Además de contar esas historias de huida y amistad y de estar permeada de una luminosa nostalgia, El bailarín ruso de Montecarlo es también un homenaje a Barcelona, en donde su autor reside desde hace una década. Esa sensación de que se vivía para perder cosas, a la que él se refería, suele estar compensada, a la vez, por otros encuentros. La pérdida de La Habana trajo a Constantino el descubrimiento de una ciudad que, apunta él, posee algo magnífico, “algo que me ha salvado. Algo que ha impedido la catástrofe. O la ha alejado”. Allí, como por arte de magia, se siente liberado de la lejana e irritante impresión habanera de saberse observado, perseguido, importunado, investigado. Es cierto que Barcelona también se encarga de mostrarle su faceta más dura, a través de las humillaciones que sufre a manos de un joven macarra que lo roba y golpea.
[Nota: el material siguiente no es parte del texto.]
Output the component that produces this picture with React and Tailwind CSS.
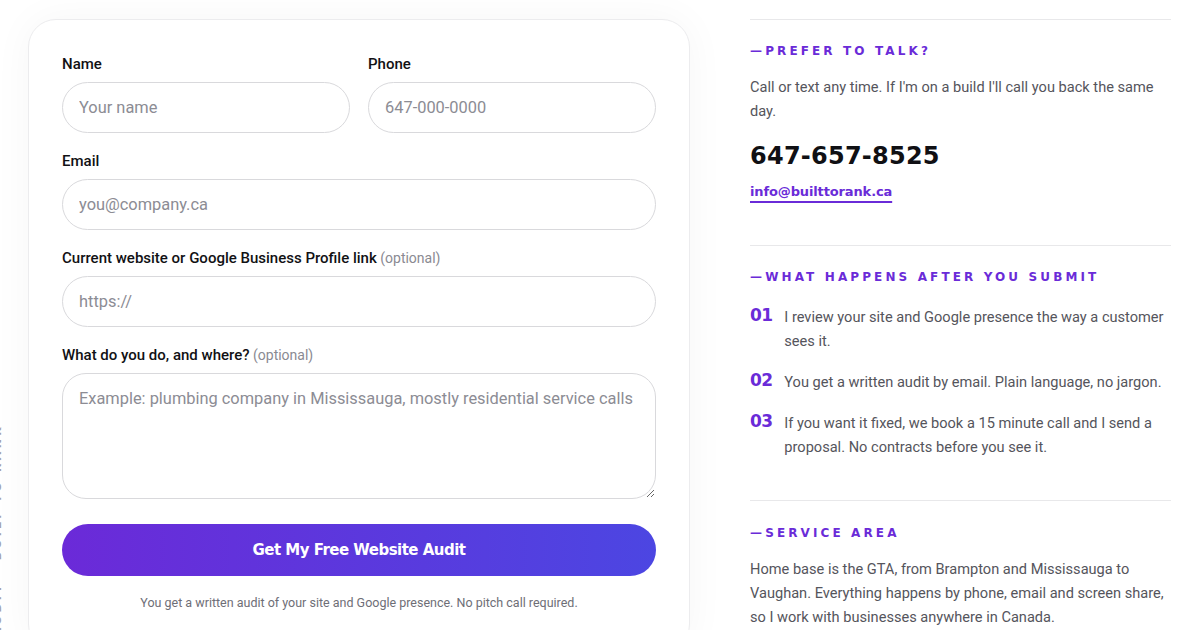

Pero como expresa él, “siempre es mejor que la humillación venga de un joven hermoso que de algo oscuro e invisible, de un poder terrible, intocable y demencial”.
Quienes hayan leído las otras novelas de Estévez, han de notar que El bailarín ruso de Montecarlo marca un recodo en su trayectoria. No sólo es un proyecto más breve y contenido, sino que además denota un cambio notorio en la escritura. En lugar del barroquismo estilístico, su autor ha adoptado una prosa más sencilla, que se distingue por el empleo de frases cortas y una sintaxis, en ocasiones, escueta (pienso que los varios fragmentos que he citado dan una buena idea de ello). No debe pensarse, sin embargo, que esa voluntaria contrición de los recursos formales conlleva un empobrecimiento de la calidad literaria. La novela tiene, en primer lugar, una sabia composición que le sirve de horma y que permite que la trama esté admirablemente urdida. Estévez ofrece asimismo una lección de cómo escribir una historia emotiva sin caer en el sentimentalismo, y en ese sentido no es exagerado afirmar que es todo un ejercicio de sensibilidad e inteligencia. Asimismo posee unos personajes tan sugerentes como creíbles. Y en resumen, es una obra que reafirma y enriquece la excelente producción narrativa de Abilio Estévez.
No dudo que habrá, sin embargo, quienes lean su nueva novela con el rabillo del ojo puesto en sus títulos más conocidos y ambiciosos. Es el flaco favor que las grandes obras hacen a sus autores, al opacar otros textos quizás no tan importantes, pero igualmente valiosos. En todo caso, por sus valores literarios El bailarín ruso de Montecarlo está muy por encima de buena parte de la narrativa que se escribe hoy en nuestro idioma.